Images are not part of the copy; transcribe all the data exactly.

* START *

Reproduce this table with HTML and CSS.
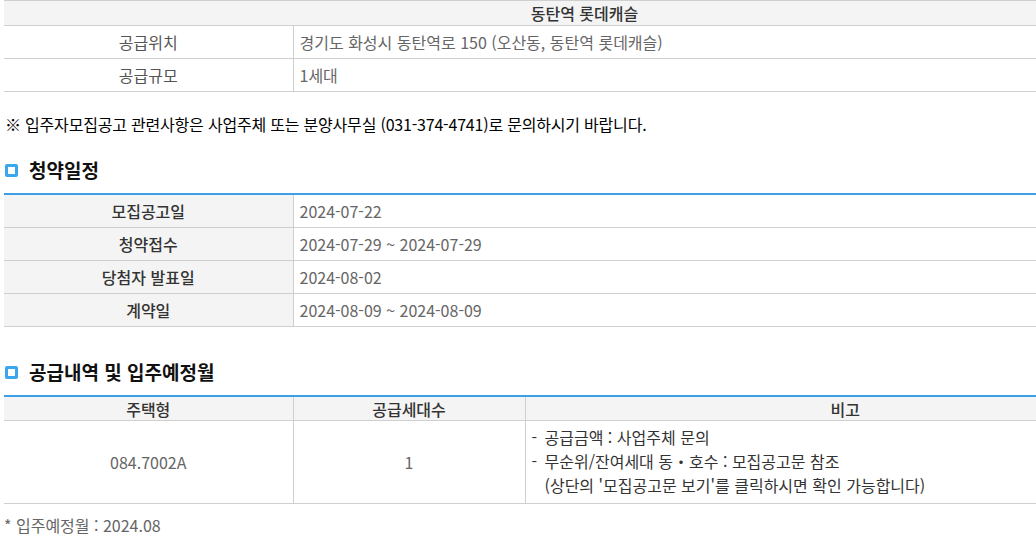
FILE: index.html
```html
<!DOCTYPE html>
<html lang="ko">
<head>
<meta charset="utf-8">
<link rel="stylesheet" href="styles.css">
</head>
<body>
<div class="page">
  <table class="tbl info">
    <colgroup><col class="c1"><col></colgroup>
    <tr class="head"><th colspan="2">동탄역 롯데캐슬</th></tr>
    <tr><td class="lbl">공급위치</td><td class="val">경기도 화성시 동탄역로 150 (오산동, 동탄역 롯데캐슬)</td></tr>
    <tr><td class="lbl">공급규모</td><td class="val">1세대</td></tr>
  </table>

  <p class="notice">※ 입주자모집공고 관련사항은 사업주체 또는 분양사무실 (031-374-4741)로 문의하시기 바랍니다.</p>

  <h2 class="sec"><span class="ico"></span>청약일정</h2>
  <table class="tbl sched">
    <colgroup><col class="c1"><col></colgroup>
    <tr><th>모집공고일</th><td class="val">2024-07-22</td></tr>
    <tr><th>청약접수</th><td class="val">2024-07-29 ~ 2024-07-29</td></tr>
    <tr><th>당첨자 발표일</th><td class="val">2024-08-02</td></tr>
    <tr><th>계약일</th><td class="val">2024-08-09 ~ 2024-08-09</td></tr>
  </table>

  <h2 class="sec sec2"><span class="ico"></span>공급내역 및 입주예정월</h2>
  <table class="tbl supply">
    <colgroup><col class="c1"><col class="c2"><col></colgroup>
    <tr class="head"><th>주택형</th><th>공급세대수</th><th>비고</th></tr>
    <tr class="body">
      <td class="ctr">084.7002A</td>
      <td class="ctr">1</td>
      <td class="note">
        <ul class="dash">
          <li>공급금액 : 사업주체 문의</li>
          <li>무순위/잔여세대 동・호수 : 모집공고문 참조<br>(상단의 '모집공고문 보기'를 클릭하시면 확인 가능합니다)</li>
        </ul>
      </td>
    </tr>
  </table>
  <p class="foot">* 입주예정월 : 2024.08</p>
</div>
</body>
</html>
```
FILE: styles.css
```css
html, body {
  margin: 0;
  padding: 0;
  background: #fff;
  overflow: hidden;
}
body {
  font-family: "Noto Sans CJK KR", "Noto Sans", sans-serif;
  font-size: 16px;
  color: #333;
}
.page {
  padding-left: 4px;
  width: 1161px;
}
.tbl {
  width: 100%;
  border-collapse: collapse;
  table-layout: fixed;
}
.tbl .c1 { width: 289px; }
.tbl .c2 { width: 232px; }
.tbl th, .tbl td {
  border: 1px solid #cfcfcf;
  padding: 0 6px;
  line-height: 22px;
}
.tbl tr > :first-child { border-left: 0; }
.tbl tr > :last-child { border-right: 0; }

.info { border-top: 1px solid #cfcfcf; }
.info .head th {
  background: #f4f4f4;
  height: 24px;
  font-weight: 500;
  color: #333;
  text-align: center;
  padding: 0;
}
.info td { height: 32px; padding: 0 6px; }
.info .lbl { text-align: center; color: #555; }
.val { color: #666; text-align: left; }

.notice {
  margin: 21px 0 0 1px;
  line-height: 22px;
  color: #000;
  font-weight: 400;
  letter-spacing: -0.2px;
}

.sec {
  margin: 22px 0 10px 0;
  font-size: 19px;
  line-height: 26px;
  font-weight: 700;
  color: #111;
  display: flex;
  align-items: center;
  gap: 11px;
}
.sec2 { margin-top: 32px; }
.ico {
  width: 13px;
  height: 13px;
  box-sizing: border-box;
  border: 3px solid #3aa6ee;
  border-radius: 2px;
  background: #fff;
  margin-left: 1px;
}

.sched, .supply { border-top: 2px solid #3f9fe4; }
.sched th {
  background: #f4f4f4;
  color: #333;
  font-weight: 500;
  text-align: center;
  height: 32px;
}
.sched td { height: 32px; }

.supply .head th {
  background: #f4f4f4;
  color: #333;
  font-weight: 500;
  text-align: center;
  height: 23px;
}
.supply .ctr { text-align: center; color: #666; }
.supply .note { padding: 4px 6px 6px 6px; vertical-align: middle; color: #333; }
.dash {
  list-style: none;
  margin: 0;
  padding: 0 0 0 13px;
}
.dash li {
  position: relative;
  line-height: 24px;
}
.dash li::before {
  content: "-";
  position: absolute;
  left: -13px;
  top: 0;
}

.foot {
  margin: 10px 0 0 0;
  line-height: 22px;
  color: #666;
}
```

* END *

● **Correct response**
Reproduce this table with HTML and CSS.
FILE: index.html
```html
<!DOCTYPE html>
<html lang="ko">
<head>
<meta charset="utf-8">
<link rel="stylesheet" href="styles.css">
</head>
<body>
<div class="page">
  <table class="tbl info">
    <colgroup><col class="c1"><col></colgroup>
    <tr class="head"><th colspan="2">동탄역 롯데캐슬</th></tr>
    <tr><td class="lbl">공급위치</td><td class="val">경기도 화성시 동탄역로 150 (오산동, 동탄역 롯데캐슬)</td></tr>
    <tr><td class="lbl">공급규모</td><td class="val">1세대</td></tr>
  </table>

  <p class="notice">※ 입주자모집공고 관련사항은 사업주체 또는 분양사무실 (031-374-4741)로 문의하시기 바랍니다.</p>

  <h2 class="sec"><span class="ico"></span>청약일정</h2>
  <table class="tbl sched">
    <colgroup><col class="c1"><col></colgroup>
    <tr><th>모집공고일</th><td class="val">2024-07-22</td></tr>
    <tr><th>청약접수</th><td class="val">2024-07-29 ~ 2024-07-29</td></tr>
    <tr><th>당첨자 발표일</th><td class="val">2024-08-02</td></tr>
    <tr><th>계약일</th><td class="val">2024-08-09 ~ 2024-08-09</td></tr>
  </table>

  <h2 class="sec sec2"><span class="ico"></span>공급내역 및 입주예정월</h2>
  <table class="tbl supply">
    <colgroup><col class="c1"><col class="c2"><col></colgroup>
    <tr class="head"><th>주택형</th><th>공급세대수</th><th>비고</th></tr>
    <tr class="body">
      <td class="ctr">084.7002A</td>
      <td class="ctr">1</td>
      <td class="note">
        <ul class="dash">
          <li>공급금액 : 사업주체 문의</li>
          <li>무순위/잔여세대 동・호수 : 모집공고문 참조<br>(상단의 '모집공고문 보기'를 클릭하시면 확인 가능합니다)</li>
        </ul>
      </td>
    </tr>
  </table>
  <p class="foot">* 입주예정월 : 2024.08</p>
</div>
</body>
</html>
```
FILE: styles.css
```css
html, body {
  margin: 0;
  padding: 0;
  background: #fff;
  overflow: hidden;
}
body {
  font-family: "Noto Sans CJK KR", "Noto Sans", sans-serif;
  font-size: 16px;
  color: #333;
}
.page {
  padding-left: 4px;
  width: 1161px;
}
.tbl {
  width: 100%;
  border-collapse: collapse;
  table-layout: fixed;
}
.tbl .c1 { width: 289px; }
.tbl .c2 { width: 232px; }
.tbl th, .tbl td {
  border: 1px solid #cfcfcf;
  padding: 0 6px;
  line-height: 22px;
}
.tbl tr > :first-child { border-left: 0; }
.tbl tr > :last-child { border-right: 0; }

.info { border-top: 1px solid #cfcfcf; }
.info .head th {
  background: #f4f4f4;
  height: 24px;
  font-weight: 500;
  color: #333;
  text-align: center;
  padding: 0;
}
.info td { height: 32px; padding: 0 6px; }
.info .lbl { text-align: center; color: #555; }
.val { color: #666; text-align: left; }

.notice {
  margin: 21px 0 0 1px;
  line-height: 22px;
  color: #000;
  font-weight: 400;
  letter-spacing: -0.2px;
}

.sec {
  margin: 22px 0 10px 0;
  font-size: 19px;
  line-height: 26px;
  font-weight: 700;
  color: #111;
  display: flex;
  align-items: center;
  gap: 11px;
}
.sec2 { margin-top: 32px; }
.ico {
  width: 13px;
  height: 13px;
  box-sizing: border-box;
  border: 3px solid #3aa6ee;
  border-radius: 2px;
  background: #fff;
  margin-left: 1px;
}

.sched, .supply { border-top: 2px solid #3f9fe4; }
.sched th {
  background: #f4f4f4;
  color: #333;
  font-weight: 500;
  text-align: center;
  height: 32px;
}
.sched td { height: 32px; }

.supply .head th {
  background: #f4f4f4;
  color: #333;
  font-weight: 500;
  text-align: center;
  height: 23px;
}
.supply .ctr { text-align: center; color: #666; }
.supply .note { padding: 4px 6px 6px 6px; vertical-align: middle; color: #333; }
.dash {
  list-style: none;
  margin: 0;
  padding: 0 0 0 13px;
}
.dash li {
  position: relative;
  line-height: 24px;
}
.dash li::before {
  content: "-";
  position: absolute;
  left: -13px;
  top: 0;
}

.foot {
  margin: 10px 0 0 0;
  line-height: 22px;
  color: #666;
}
```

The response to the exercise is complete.